— Start Collected material —
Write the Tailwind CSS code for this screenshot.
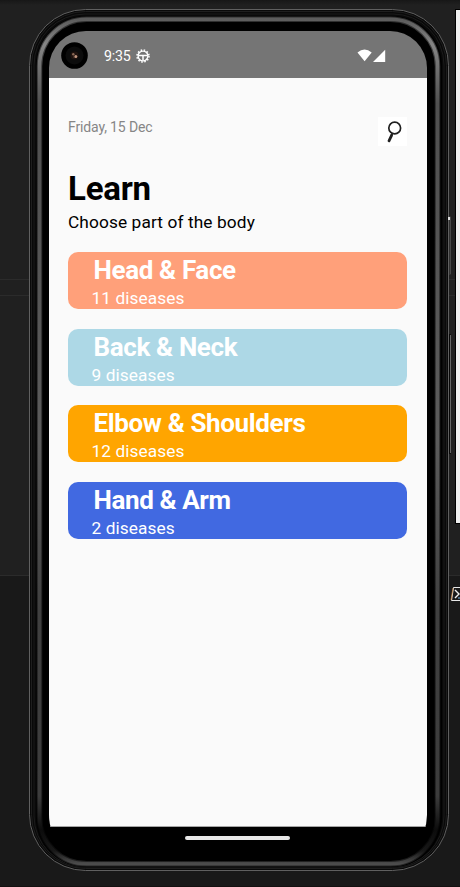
<!DOCTYPE html>
<html lang="en">
<head>
<meta charset="utf-8">
<title>Learn</title>
<script src="https://cdn.jsdelivr.net/npm/@tailwindcss/browser@4"></script>
</head>
<body class="relative h-[887px] w-[460px] overflow-hidden bg-[#202020] font-['Roboto',sans-serif]">
<!-- desktop behind the device, and the device shell -->
<svg class="absolute inset-0" width="460" height="887" viewBox="0 0 460 887" fill="none">
  <defs>
    <linearGradient id="top" x1="0" y1="0" x2="0" y2="1"><stop stop-color="#171717"/><stop offset="1" stop-color="#202020"/></linearGradient>
    <linearGradient id="rim" x1="0" y1="0" x2="0" y2="1"><stop stop-color="#5c5c5c"/><stop offset=".03" stop-color="#858585"/><stop offset=".1" stop-color="#505050"/><stop offset=".5" stop-color="#5b5b5b"/><stop offset=".7" stop-color="#404040"/><stop offset=".92" stop-color="#3c3c3c"/><stop offset=".96" stop-color="#0c0c0c"/><stop offset=".985" stop-color="#181818"/><stop offset="1" stop-color="#4c4c4c"/></linearGradient>
  </defs>
  <rect width="460" height="5" fill="url(#top)"/>
  <path d="M0 279.500H460M0 295.500H460" stroke="#2b2b2b"/>
  <rect y="575" width="460" height="312" fill="#191919"/>
  <path d="M0 575.500H460" stroke="#2b2b2b"/>
  <path d="M0 886.500H460" stroke="#141010"/>
  <rect x="455" y="9" width="5" height="515" fill="#000"/>
  <rect x="456" y="10" width="4" height="513" fill="#f0f0f0"/>
  <rect x="448" y="216" width="3" height="59" rx="1" fill="#303030"/>
  <path d="M450.500 217V274" stroke="#484848"/>
  <rect x="448" y="334" width="3" height="120" rx="1" fill="#080808"/>
  <path d="M450.500 335V453" stroke="#666"/>
  <path d="M453.500 587.500H462V600.500H451.500Z" fill="#191919" stroke="#e8e8e8"/>
  <path d="M453 588L451 600" stroke="#d28b45" stroke-width=".7"/>
  <path d="M455 590L459 594L455 598" stroke="#f2f2f2" stroke-width="1.400"/>
  <path d="M458 598H460" stroke="#76b7ee"/>
  <rect x="29.500" y="9.500" width="419" height="861" rx="56" fill="#090909" stroke="#606060"/>
  <rect x="31.500" y="11.500" width="415" height="857" rx="54" stroke="#1e1e1e"/>
  <rect x="34" y="14" width="410" height="853" rx="51" stroke="#1b1b1b"/>
  <rect x="36" y="16" width="406" height="851" rx="50" fill="#000"/>
  <rect x="39.500" y="19.200" width="398" height="844.500" rx="47" stroke="url(#rim)" stroke-width="5.500" opacity=".5"/>
  <rect x="39.500" y="19.200" width="398" height="844.500" rx="47" stroke="url(#rim)" stroke-width="3.500"/>
  <rect x="448" y="217" width="2" height="3" fill="#ddd"/>
</svg>

<!-- screen -->
<div class="relative ml-[49px] mt-[31px] flex h-[829px] w-[378px] flex-col overflow-hidden rounded-t-[37px] rounded-b-[45px] bg-black">
  <header class="relative flex h-[47px] shrink-0 items-center bg-[#757575] pl-[12px] pt-[2px]">
    <svg class="shrink-0" width="27" height="27" viewBox="0 0 27 27"><circle cx="13.500" cy="13.500" r="13.300" fill="#000"/><circle cx="13.500" cy="13.500" r="9" fill="#0c0c0c"/><circle cx="13.500" cy="13.500" r="4" fill="#20130f"/><circle cx="12.300" cy="12.300" r="1.200" fill="#8a6854"/><circle cx="14.800" cy="14.500" r="1.500" fill="#c3977f"/><circle cx="13" cy="15" r=".7" fill="#6d5145"/></svg>
    <span class="ml-[16px] text-[14.200px] leading-5 tracking-[-0.2px] text-white">9:35</span>
    <svg class="ml-[5px]" width="14" height="14" viewBox="0 0 14 14" fill="none" stroke="#fff"><circle cx="7" cy="7" r="6" stroke-width="1.500" stroke-dasharray="1.570 1.570"/><circle cx="7" cy="7" r="4.900" stroke-width="1.400"/><path d="M2.500 6.500H11.500M7 6.500V11.500" stroke-width="1.500"/></svg>
    <svg class="ml-auto mr-[41px]" width="29" height="13" viewBox="0 0 29 13" fill="#fff"><path d="M.5 3.600Q7.500-2.400 14.700 3.600L7.600 12.200Z"/><path d="M16 13H28.200V.8Z"/></svg>
  </header>
  <main class="h-[749px] shrink-0 border-b border-[#a5a5a5] bg-[#fafafa] pl-[19px] pr-[20px] pt-[39px]">
    <div class="flex h-[52px] items-start justify-between">
      <p class="text-[14px] leading-5 tracking-[-0.14px] text-[#868686]">Friday, 15 Dec</p>
      <svg width="29" height="29" viewBox="0 0 29 29" fill="none" stroke="#202020"><rect width="29" height="29" fill="#fff" stroke="none"/><circle cx="16.700" cy="11" r="5.900" stroke-width="1.700"/><path d="M14.300 16.500L13.300 18.500" stroke-width="1.700"/><path d="M13.600 18.300L11 23.800" stroke-width="2.800" stroke-linecap="round"/></svg>
    </div>
    <h1 class="text-[33px] font-bold leading-10 tracking-[-0.2px] text-black">Learn</h1>
    <p class="mt-px text-[17.300px] leading-6 tracking-[0.11px] text-black">Choose part of the body</p>
    <div class="mt-[18px] flex flex-col gap-[19.600px] text-white">
      <section class="h-[57px] rounded-[10px] bg-[#ffa07a] pl-[23.500px] pt-[3px]"><h2 class="ml-[2px] text-[26px] font-bold leading-[30px] tracking-[-0.37px]">Head &amp; Face</h2><p class="mt-px text-[17.300px] leading-6 tracking-[0.08px]">11 diseases</p></section>
      <section class="h-[57px] rounded-[10px] bg-[#add8e6] pl-[23.500px] pt-[3px]"><h2 class="ml-[2px] text-[26px] font-bold leading-[30px] tracking-[-0.37px]">Back &amp; Neck</h2><p class="mt-px text-[17.300px] leading-6 tracking-[0.08px]">9 diseases</p></section>
      <section class="h-[57px] rounded-[10px] bg-[#ffa500] pl-[23.500px] pt-[3px]"><h2 class="ml-[2px] text-[26px] font-bold leading-[30px] tracking-[-0.37px]">Elbow &amp; Shoulders</h2><p class="mt-px text-[17.300px] leading-6 tracking-[0.08px]">12 diseases</p></section>
      <section class="h-[57px] rounded-[10px] bg-[#4169e1] pl-[23.500px] pt-[3px]"><h2 class="ml-[2px] text-[26px] font-bold leading-[30px] tracking-[-0.4px]">Hand &amp; Arm</h2><p class="mt-px text-[17.300px] leading-6 tracking-[0.08px]">2 diseases</p></section>
    </div>
  </main>
  <div class="ml-[136px] mt-[9px] h-[4px] w-[105px] rounded-full bg-[#e8e8e8]"></div>
</div>
</body>
</html>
— End Collected material —
__Stated problem__
Restate the listing above word for word, and skip the pictures.

__Result__
Write the Tailwind CSS code for this screenshot.
<!DOCTYPE html>
<html lang="en">
<head>
<meta charset="utf-8">
<title>Learn</title>
<script src="https://cdn.jsdelivr.net/npm/@tailwindcss/browser@4"></script>
</head>
<body class="relative h-[887px] w-[460px] overflow-hidden bg-[#202020] font-['Roboto',sans-serif]">
<!-- desktop behind the device, and the device shell -->
<svg class="absolute inset-0" width="460" height="887" viewBox="0 0 460 887" fill="none">
  <defs>
    <linearGradient id="top" x1="0" y1="0" x2="0" y2="1"><stop stop-color="#171717"/><stop offset="1" stop-color="#202020"/></linearGradient>
    <linearGradient id="rim" x1="0" y1="0" x2="0" y2="1"><stop stop-color="#5c5c5c"/><stop offset=".03" stop-color="#858585"/><stop offset=".1" stop-color="#505050"/><stop offset=".5" stop-color="#5b5b5b"/><stop offset=".7" stop-color="#404040"/><stop offset=".92" stop-color="#3c3c3c"/><stop offset=".96" stop-color="#0c0c0c"/><stop offset=".985" stop-color="#181818"/><stop offset="1" stop-color="#4c4c4c"/></linearGradient>
  </defs>
  <rect width="460" height="5" fill="url(#top)"/>
  <path d="M0 279.500H460M0 295.500H460" stroke="#2b2b2b"/>
  <rect y="575" width="460" height="312" fill="#191919"/>
  <path d="M0 575.500H460" stroke="#2b2b2b"/>
  <path d="M0 886.500H460" stroke="#141010"/>
  <rect x="455" y="9" width="5" height="515" fill="#000"/>
  <rect x="456" y="10" width="4" height="513" fill="#f0f0f0"/>
  <rect x="448" y="216" width="3" height="59" rx="1" fill="#303030"/>
  <path d="M450.500 217V274" stroke="#484848"/>
  <rect x="448" y="334" width="3" height="120" rx="1" fill="#080808"/>
  <path d="M450.500 335V453" stroke="#666"/>
  <path d="M453.500 587.500H462V600.500H451.500Z" fill="#191919" stroke="#e8e8e8"/>
  <path d="M453 588L451 600" stroke="#d28b45" stroke-width=".7"/>
  <path d="M455 590L459 594L455 598" stroke="#f2f2f2" stroke-width="1.400"/>
  <path d="M458 598H460" stroke="#76b7ee"/>
  <rect x="29.500" y="9.500" width="419" height="861" rx="56" fill="#090909" stroke="#606060"/>
  <rect x="31.500" y="11.500" width="415" height="857" rx="54" stroke="#1e1e1e"/>
  <rect x="34" y="14" width="410" height="853" rx="51" stroke="#1b1b1b"/>
  <rect x="36" y="16" width="406" height="851" rx="50" fill="#000"/>
  <rect x="39.500" y="19.200" width="398" height="844.500" rx="47" stroke="url(#rim)" stroke-width="5.500" opacity=".5"/>
  <rect x="39.500" y="19.200" width="398" height="844.500" rx="47" stroke="url(#rim)" stroke-width="3.500"/>
  <rect x="448" y="217" width="2" height="3" fill="#ddd"/>
</svg>

<!-- screen -->
<div class="relative ml-[49px] mt-[31px] flex h-[829px] w-[378px] flex-col overflow-hidden rounded-t-[37px] rounded-b-[45px] bg-black">
  <header class="relative flex h-[47px] shrink-0 items-center bg-[#757575] pl-[12px] pt-[2px]">
    <svg class="shrink-0" width="27" height="27" viewBox="0 0 27 27"><circle cx="13.500" cy="13.500" r="13.300" fill="#000"/><circle cx="13.500" cy="13.500" r="9" fill="#0c0c0c"/><circle cx="13.500" cy="13.500" r="4" fill="#20130f"/><circle cx="12.300" cy="12.300" r="1.200" fill="#8a6854"/><circle cx="14.800" cy="14.500" r="1.500" fill="#c3977f"/><circle cx="13" cy="15" r=".7" fill="#6d5145"/></svg>
    <span class="ml-[16px] text-[14.200px] leading-5 tracking-[-0.2px] text-white">9:35</span>
    <svg class="ml-[5px]" width="14" height="14" viewBox="0 0 14 14" fill="none" stroke="#fff"><circle cx="7" cy="7" r="6" stroke-width="1.500" stroke-dasharray="1.570 1.570"/><circle cx="7" cy="7" r="4.900" stroke-width="1.400"/><path d="M2.500 6.500H11.500M7 6.500V11.500" stroke-width="1.500"/></svg>
    <svg class="ml-auto mr-[41px]" width="29" height="13" viewBox="0 0 29 13" fill="#fff"><path d="M.5 3.600Q7.500-2.400 14.700 3.600L7.600 12.200Z"/><path d="M16 13H28.200V.8Z"/></svg>
  </header>
  <main class="h-[749px] shrink-0 border-b border-[#a5a5a5] bg-[#fafafa] pl-[19px] pr-[20px] pt-[39px]">
    <div class="flex h-[52px] items-start justify-between">
      <p class="text-[14px] leading-5 tracking-[-0.14px] text-[#868686]">Friday, 15 Dec</p>
      <svg width="29" height="29" viewBox="0 0 29 29" fill="none" stroke="#202020"><rect width="29" height="29" fill="#fff" stroke="none"/><circle cx="16.700" cy="11" r="5.900" stroke-width="1.700"/><path d="M14.300 16.500L13.300 18.500" stroke-width="1.700"/><path d="M13.600 18.300L11 23.800" stroke-width="2.800" stroke-linecap="round"/></svg>
    </div>
    <h1 class="text-[33px] font-bold leading-10 tracking-[-0.2px] text-black">Learn</h1>
    <p class="mt-px text-[17.300px] leading-6 tracking-[0.11px] text-black">Choose part of the body</p>
    <div class="mt-[18px] flex flex-col gap-[19.600px] text-white">
      <section class="h-[57px] rounded-[10px] bg-[#ffa07a] pl-[23.500px] pt-[3px]"><h2 class="ml-[2px] text-[26px] font-bold leading-[30px] tracking-[-0.37px]">Head &amp; Face</h2><p class="mt-px text-[17.300px] leading-6 tracking-[0.08px]">11 diseases</p></section>
      <section class="h-[57px] rounded-[10px] bg-[#add8e6] pl-[23.500px] pt-[3px]"><h2 class="ml-[2px] text-[26px] font-bold leading-[30px] tracking-[-0.37px]">Back &amp; Neck</h2><p class="mt-px text-[17.300px] leading-6 tracking-[0.08px]">9 diseases</p></section>
      <section class="h-[57px] rounded-[10px] bg-[#ffa500] pl-[23.500px] pt-[3px]"><h2 class="ml-[2px] text-[26px] font-bold leading-[30px] tracking-[-0.37px]">Elbow &amp; Shoulders</h2><p class="mt-px text-[17.300px] leading-6 tracking-[0.08px]">12 diseases</p></section>
      <section class="h-[57px] rounded-[10px] bg-[#4169e1] pl-[23.500px] pt-[3px]"><h2 class="ml-[2px] text-[26px] font-bold leading-[30px] tracking-[-0.4px]">Hand &amp; Arm</h2><p class="mt-px text-[17.300px] leading-6 tracking-[0.08px]">2 diseases</p></section>
    </div>
  </main>
  <div class="ml-[136px] mt-[9px] h-[4px] w-[105px] rounded-full bg-[#e8e8e8]"></div>
</div>
</body>
</html>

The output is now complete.